Y nos dio hasta el medio de conocer como ellas serían en el cielo empíreo, porque todas estas cosas se reflejan de algún modo en la materia del Cielo Empíreo, que no es más que un reflejo del propio Creador.
Dios quiere que nos imaginemos lo maravilloso, lo admirable a partir de las cosa que vemos, más o menos como un ciego que nunca vio un rostro pero pasa la mano por el rostro de alguien y recompone los trazos de la fisonomía. De la misma forma, nosotros no vemos el Paraíso pero lo tanteamos y con el espíritu construimos una imagen de esa realidad. Dios puso en nosotros la tendencia a maravillarnos con aquello con lo que tomamos contacto. Por tanto, todo cuanto vemos es motivo para el ejercicio de maravillamiento, que en francés se dice émerveillement.
A través del ejercicio de émerveillement, el hombre es llevado a no solo imaginar cómo una cosa sería en el Paraíso, sino también a imaginar cómo ella sería en un mundo irreal que Dios no creó, pero que a Él le gustaría que existiese.
A través de la Heráldica, de alguna manera el hombre imita a Dios

Escudo Heráldico
De allí viene, por ejemplo la Heráldica. Las figuras heráldicas no existen de aquel modo en la naturaleza, sino que forman una especie de universo creado por la cultura medieval; se puede decir que por la heráldica, el hombre de alguna manera imita a Dios.
Es común encontrar ciertas almohadas estampadas con una torre dorada sobre un fondo rojo. Un rojo así no existe en la naturaleza como fondo de una torre.

Torre de Belém en Lisboa, Portugal
En esta nuestra pobre tierra, toda torre tiene polvo y se ensucia y por más altanera que sea ella — hasta la Torre de Belém — tiene un marco que no vale la torre. El hombre imagina un mundo donde hay un rojo por detrás de una torre dorada y hace en la heráldica esa torre.

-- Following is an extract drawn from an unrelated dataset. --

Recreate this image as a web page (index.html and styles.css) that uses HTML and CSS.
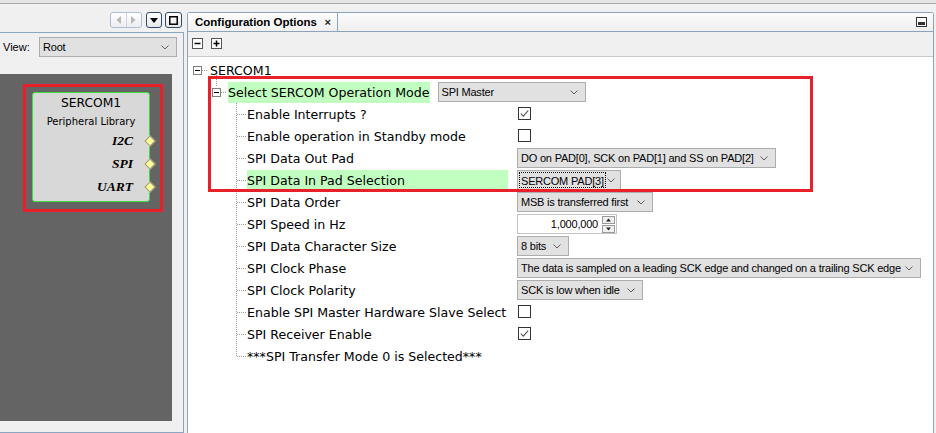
FILE: index.html
```html
<!DOCTYPE html>
<html>
<head>
<meta charset="utf-8">
<title>Configuration Options</title>
<link rel="stylesheet" href="styles.css">
</head>
<body>
<div class="topline"></div>
<div class="main">
  <aside class="left">
    <div class="left-head">
      <div class="navgrp">
        <span class="navhalf"><svg width="5" height="8" viewBox="0 0 5 8"><path d="M5 0 L0.5 4 L5 8Z" fill="#b8b8b8"/></svg></span>
        <span class="navhalf navsep"><svg width="5" height="8" viewBox="0 0 5 8"><path d="M0 0 L4.5 4 L0 8Z" fill="#b8b8b8"/></svg></span>
      </div>
      <span class="hbtn"><svg width="8" height="5" viewBox="0 0 8 5"><path d="M0 0H8L4 5Z" fill="#000"/></svg></span>
      <span class="hbtn hbtn-wide"><svg width="9" height="9" viewBox="0 0 9 9"><rect x="0.75" y="0.75" width="7.5" height="7.5" fill="none" stroke="#000" stroke-width="1.5"/></svg></span>
    </div>
    <div class="left-body">
      <div class="viewrow">
        <span class="viewlbl">View:</span>
        <div class="combo combo-view"><span>Root</span><svg class="chev" width="8" height="5" viewBox="0 0 8 5"><path d="M0.5 0.5 L4 4 L7.5 0.5" fill="none" stroke="#606060"/></svg></div>
      </div>
      <div class="canvas">
        <div class="node">
          <div class="node-title">SERCOM1</div>
          <div class="node-sub">Peripheral Library</div>
          <div class="port"><span>I2C</span><i class="pin"></i></div>
          <div class="port"><span>SPI</span><i class="pin"></i></div>
          <div class="port"><span>UART</span><i class="pin"></i></div>
        </div>
        <div class="redbox redbox-node"></div>
      </div>
    </div>
  </aside>

  <section class="right">
    <div class="tabbar">
      <div class="tab"><span class="tab-title">Configuration Options</span><span class="tab-x">×</span></div>
      <span class="min-icon"><svg width="11" height="10" viewBox="0 0 11 10"><rect x="0.5" y="0.5" width="10" height="9" fill="#fff" stroke="#333"/><rect x="2" y="5" width="7" height="3" fill="#333"/></svg></span>
    </div>
    <div class="toolbar">
      <svg width="11" height="11" viewBox="0 0 11 11"><rect x="0.5" y="0.5" width="10" height="10" fill="#fff" stroke="#555"/><path d="M2.5 5.5h6" stroke="#000" stroke-width="1.5"/></svg>
      <svg width="11" height="11" viewBox="0 0 11 11"><rect x="0.5" y="0.5" width="10" height="10" fill="#fff" stroke="#555"/><path d="M2.5 5.5h6M5.5 2.5v6" stroke="#000" stroke-width="1.5"/></svg>
    </div>
    <div class="content">
      <div class="tree">
        <div class="row r0">
          <svg class="tbox" width="9" height="9" viewBox="0 0 9 9"><rect x="0.5" y="0.5" width="8" height="8" fill="#fff" stroke="#808080"/><path d="M2 4.5h5" stroke="#000"/></svg>
          <span class="conn c6"></span>
          <span class="lbl">SERCOM1</span>
        </div>
        <div class="row r1">
          <svg class="tbox" width="9" height="9" viewBox="0 0 9 9"><rect x="0.5" y="0.5" width="8" height="8" fill="#fff" stroke="#808080"/><path d="M2 4.5h5" stroke="#000"/></svg>
          <span class="conn c6 c6b"></span>
          <span class="lbl hl">Select SERCOM Operation Mode</span>
          <div class="combo c-mode"><span>SPI Master</span><svg class="chev" width="8" height="5" viewBox="0 0 8 5"><path d="M0.5 0.5 L4 4 L7.5 0.5" fill="none" stroke="#606060"/></svg></div>
        </div>

        <div class="row l2">
          <span class="conn"></span><span class="lbl col">Enable Interrupts ?</span>
          <svg class="chk" width="13" height="13" viewBox="0 0 13 13"><rect x="0.5" y="0.5" width="12" height="12" fill="#fff" stroke="#333"/><path d="M2.8 6.6 L5.3 9.1 L10.2 3.6" fill="none" stroke="#555" stroke-width="1.1"/></svg>
        </div>
        <div class="row l2">
          <span class="conn"></span><span class="lbl col">Enable operation in Standby mode</span>
          <svg class="chk" width="13" height="13" viewBox="0 0 13 13"><rect x="0.5" y="0.5" width="12" height="12" fill="#fff" stroke="#333"/></svg>
        </div>
        <div class="row l2">
          <span class="conn"></span><span class="lbl col">SPI Data Out Pad</span>
          <div class="combo c-out"><span>DO on PAD[0], SCK on PAD[1] and SS on PAD[2]</span><svg class="chev" width="8" height="5" viewBox="0 0 8 5"><path d="M0.5 0.5 L4 4 L7.5 0.5" fill="none" stroke="#606060"/></svg></div>
        </div>
        <div class="row l2">
          <span class="conn"></span><span class="lbl col hl">SPI Data In Pad Selection</span>
          <div class="combo c-in"><span class="focus">SERCOM PAD[3]</span><svg class="chev" width="8" height="5" viewBox="0 0 8 5"><path d="M0.5 0.5 L4 4 L7.5 0.5" fill="none" stroke="#606060"/></svg></div>
        </div>
        <div class="row l2">
          <span class="conn"></span><span class="lbl col">SPI Data Order</span>
          <div class="combo c-order"><span>MSB is transferred first</span><svg class="chev" width="8" height="5" viewBox="0 0 8 5"><path d="M0.5 0.5 L4 4 L7.5 0.5" fill="none" stroke="#606060"/></svg></div>
        </div>
        <div class="row l2">
          <span class="conn"></span><span class="lbl col">SPI Speed in Hz</span>
          <div class="spin"><span>1,000,000</span>
            <span class="spinbtns">
              <svg width="13" height="8" viewBox="0 0 13 8"><rect x="0.5" y="0.5" width="12" height="7" fill="#f0f0f0" stroke="#9a9a9a"/><path d="M4 5.5H9L6.5 2.5Z" fill="#222"/></svg>
              <svg width="13" height="8" viewBox="0 0 13 8"><rect x="0.5" y="0.5" width="12" height="7" fill="#f0f0f0" stroke="#9a9a9a"/><path d="M4 2.5H9L6.5 5.5Z" fill="#222"/></svg>
            </span>
          </div>
        </div>
        <div class="row l2">
          <span class="conn"></span><span class="lbl col">SPI Data Character Size</span>
          <div class="combo c-size"><span>8 bits</span><svg class="chev" width="8" height="5" viewBox="0 0 8 5"><path d="M0.5 0.5 L4 4 L7.5 0.5" fill="none" stroke="#606060"/></svg></div>
        </div>
        <div class="row l2">
          <span class="conn"></span><span class="lbl col">SPI Clock Phase</span>
          <div class="combo c-phase"><span>The data is sampled on a leading SCK edge and changed on a trailing SCK edge</span><svg class="chev" width="8" height="5" viewBox="0 0 8 5"><path d="M0.5 0.5 L4 4 L7.5 0.5" fill="none" stroke="#606060"/></svg></div>
        </div>
        <div class="row l2">
          <span class="conn"></span><span class="lbl col">SPI Clock Polarity</span>
          <div class="combo c-pol"><span>SCK is low when idle</span><svg class="chev" width="8" height="5" viewBox="0 0 8 5"><path d="M0.5 0.5 L4 4 L7.5 0.5" fill="none" stroke="#606060"/></svg></div>
        </div>
        <div class="row l2">
          <span class="conn"></span><span class="lbl col">Enable SPI Master Hardware Slave Select</span>
          <svg class="chk" width="13" height="13" viewBox="0 0 13 13"><rect x="0.5" y="0.5" width="12" height="12" fill="#fff" stroke="#333"/></svg>
        </div>
        <div class="row l2">
          <span class="conn"></span><span class="lbl col">SPI Receiver Enable</span>
          <svg class="chk" width="13" height="13" viewBox="0 0 13 13"><rect x="0.5" y="0.5" width="12" height="12" fill="#fff" stroke="#333"/><path d="M2.8 6.6 L5.3 9.1 L10.2 3.6" fill="none" stroke="#555" stroke-width="1.1"/></svg>
        </div>
        <div class="row l2 last">
          <span class="conn"></span><span class="lbl">***SPI Transfer Mode 0 is Selected***</span>
        </div>
      </div>
      <div class="redbox redbox-cfg"></div>
    </div>
  </section>
</div>
</body>
</html>
```

FILE: styles.css
```css
html, body {
  margin: 0;
  padding: 0;
}
body {
  width: 936px;
  height: 433px;
  overflow: hidden;
  background: #f0f0f0;
  font-family: "DejaVu Sans", sans-serif;
  color: #000;
}
.topline {
  height: 3px;
  background: #e4e4e4;
  border-bottom: 1px solid #a8a8a8;
}
.main {
  display: flex;
  height: 429px;
}

/* ---------- left panel ---------- */
.left {
  width: 184px;
  display: flex;
  flex-direction: column;
}
.left-head {
  height: 29px;
  box-sizing: border-box;
  border-bottom: 1px solid #8ca6c2;
  display: flex;
  justify-content: flex-end;
  align-items: flex-start;
  padding: 8px 2px 0 0;
  gap: 3px;
}
.navgrp {
  width: 32px;
  height: 16px;
  box-sizing: border-box;
  border: 1px solid #adc0d6;
  border-radius: 3px;
  display: flex;
  margin-right: 1px;
  background: linear-gradient(#ffffff, #ededed);
}
.navhalf {
  flex: 1;
  display: flex;
  align-items: center;
  justify-content: center;
}
.navsep {
  border-left: 1px solid #c8d4e2;
}
.hbtn {
  width: 16px;
  height: 16px;
  box-sizing: border-box;
  border: 1px solid #2e4a68;
  border-radius: 3px;
  display: flex;
  align-items: center;
  justify-content: center;
  background: linear-gradient(#ffffff, #e8e8e8);
}
.hbtn-wide {
  width: 17px;
}
.left-body {
  flex: 1;
  border-right: 1px solid #8ca6c2;
  border-bottom: 1px solid #8ca6c2;
  display: flex;
  flex-direction: column;
}
.viewrow {
  height: 41px;
  box-sizing: border-box;
  padding: 4px 0 0 3px;
  display: flex;
  align-items: flex-start;
}
.viewlbl {
  width: 36px;
  height: 20px;
  line-height: 20px;
  font-family: "Liberation Sans", Arial, sans-serif;
  font-size: 11px;
}
.combo-view {
  width: 138px;
  font-size: 11px;
}
.canvas {
  position: relative;
  width: 172px;
  height: 347px;
  background: #646464;
}
.node {
  position: absolute;
  left: 32px;
  top: 18px;
  width: 118px;
  height: 110px;
  box-sizing: border-box;
  background: #d8d8d8;
  border: 1px solid #3fdc3f;
  border-radius: 3px;
  padding-top: 2px;
}
.node-title {
  height: 16px;
  line-height: 16px;
  text-align: center;
  font-size: 12.3px;
}
.node-sub {
  margin-top: 4px;
  height: 14px;
  line-height: 14px;
  text-align: center;
  font-size: 10px;
}
.port {
  height: 23px;
  display: flex;
  align-items: center;
  justify-content: flex-end;
}
.port span {
  font-family: "Liberation Serif", "Times New Roman", serif;
  font-weight: bold;
  font-style: italic;
  font-size: 13.5px;
}
.pin {
  width: 8px;
  height: 8px;
  box-sizing: border-box;
  margin-left: 13px;
  margin-right: -5px;
  background: #ffff9e;
  border: 1px solid #9a9a7a;
  transform: rotate(45deg);
}
.redbox {
  position: absolute;
  box-sizing: border-box;
  border: 3px solid #e8202a;
  pointer-events: none;
}
.redbox-node {
  left: 23px;
  top: 10px;
  width: 140px;
  height: 128px;
}

/* ---------- right panel ---------- */
.right {
  margin-left: 3px;
  margin-top: 8px;
  width: 747px;
  box-sizing: border-box;
  border: 1px solid #8ea2b8;
  border-bottom: none;
  border-radius: 3px 3px 0 0;
  display: flex;
  flex-direction: column;
}
.tabbar {
  height: 19px;
  box-sizing: border-box;
  border-bottom: 1px solid #8ea2b8;
  display: flex;
  justify-content: space-between;
  align-items: stretch;
  background: linear-gradient(#fbfbfb, #efefef);
}
.tab {
  width: 150px;
  box-sizing: border-box;
  border-right: 1px solid #8ea2b8;
  display: flex;
  align-items: center;
  padding-left: 7px;
  background: linear-gradient(#fdfdfd, #f1f1f1);
}
.tab-title {
  font-family: "Liberation Sans", Arial, sans-serif;
  font-weight: bold;
  font-size: 11.5px;
}
.tab-x {
  margin-left: auto;
  margin-right: 6px;
  font-family: "Liberation Sans", Arial, sans-serif;
  font-weight: bold;
  font-size: 11px;
  color: #222;
}
.min-icon {
  display: flex;
  align-items: center;
  margin-right: 6px;
}
.toolbar {
  height: 25px;
  box-sizing: border-box;
  border-bottom: 1px solid #c8c8c8;
  display: flex;
  align-items: flex-start;
  gap: 8px;
  padding: 6px 0 0 4px;
}
.content {
  position: relative;
  flex: 1;
  background: #fff;
  padding-top: 2px;
}
.tree {
  font-size: 12.6px;
}
.row {
  height: 22px;
  display: flex;
  align-items: center;
  white-space: nowrap;
  background-repeat: no-repeat;
}
.r0 {
  padding-left: 5px;
  background-image: repeating-linear-gradient(to bottom, #9a9a9a 0 1px, transparent 1px 2px);
  background-position: 28px 16px;
  background-size: 1px 6px;
}
.r1 {
  padding-left: 24px;
  background-image:
    repeating-linear-gradient(to bottom, #9a9a9a 0 1px, transparent 1px 2px),
    repeating-linear-gradient(to bottom, #9a9a9a 0 1px, transparent 1px 2px);
  background-position: 28px 0, 48px 18px;
  background-size: 1px 6px, 1px 4px;
}
.l2 {
  padding-left: 49px;
  background-image: repeating-linear-gradient(to bottom, #9a9a9a 0 1px, transparent 1px 2px);
  background-position: 48px 0;
  background-size: 1px 100%;
}
.l2.last {
  background-size: 1px 11px;
}
.tbox {
  flex: none;
}
.conn {
  flex: none;
  width: 10px;
  height: 1px;
  background: repeating-linear-gradient(to right, #9a9a9a 0 1px, transparent 1px 2px);
}
.c6 {
  width: 6px;
  margin-right: 2px;
}
.c6b {
  margin-right: 1px;
}
.lbl {
  height: 21px;
  line-height: 21px;
}
.col {
  width: 261px;
  margin-right: 9px;
  flex: none;
}
.hl {
  background: #c0ffc0;
}
.r1 .hl {
  margin-right: 8px;
}
.chk {
  margin-left: 1px;
  margin-top: -2px;
}

/* combos */
.combo {
  height: 20px;
  box-sizing: border-box;
  border: 1px solid #adadad;
  background: #e1e1e1;
  display: flex;
  align-items: center;
  justify-content: space-between;
  padding: 0 7px 0 3px;
  font-family: "Liberation Sans", Arial, sans-serif;
  font-size: 11px;
  letter-spacing: -0.2px;
  white-space: nowrap;
  flex: none;
}
.chev {
  flex: none;
}
.c-mode { width: 148px; }
.c-out { width: 259px; }
.c-in { width: 104px; padding-left: 1px; padding-right: 5px; }
.c-order { width: 136px; }
.c-size { width: 52px; }
.c-phase { width: 404px; }
.c-pol { width: 126px; }
.focus {
  height: 16px;
  line-height: 16px;
  box-sizing: border-box;
  border: 1px dotted #000;
  padding: 0 1px;
}
.spin {
  width: 100px;
  height: 20px;
  box-sizing: border-box;
  border: 1px solid #c4c4c4;
  background: #fff;
  display: flex;
  align-items: center;
  justify-content: flex-end;
  padding-right: 1px;
  font-family: "Liberation Sans", Arial, sans-serif;
  font-size: 11px;
  letter-spacing: -0.2px;
  flex: none;
}
.spinbtns {
  display: flex;
  flex-direction: column;
  gap: 1px;
  margin-left: 4px;
}
.spinbtns svg {
  display: block;
}
.redbox-cfg {
  left: 20px;
  top: 19px;
  width: 605px;
  height: 116px;
}
```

Dios admira eso. Al decir “mirad los lirios del campo, ellos no tejen ni hilan…”, Jesús manifestaba cuánto ama lo que el hombre compuso en un elán 1 de alma y en el fondo se vuelve hacia Él, porque de maravilla en maravilla, en lo alto está Dios. Tenemos en este ejemplo de Nuestro Señor admirando las cosas, incluso hasta las pequeñas y amándolas con una ternura especial, una lección para que tengamos el alma propensa para la admiración.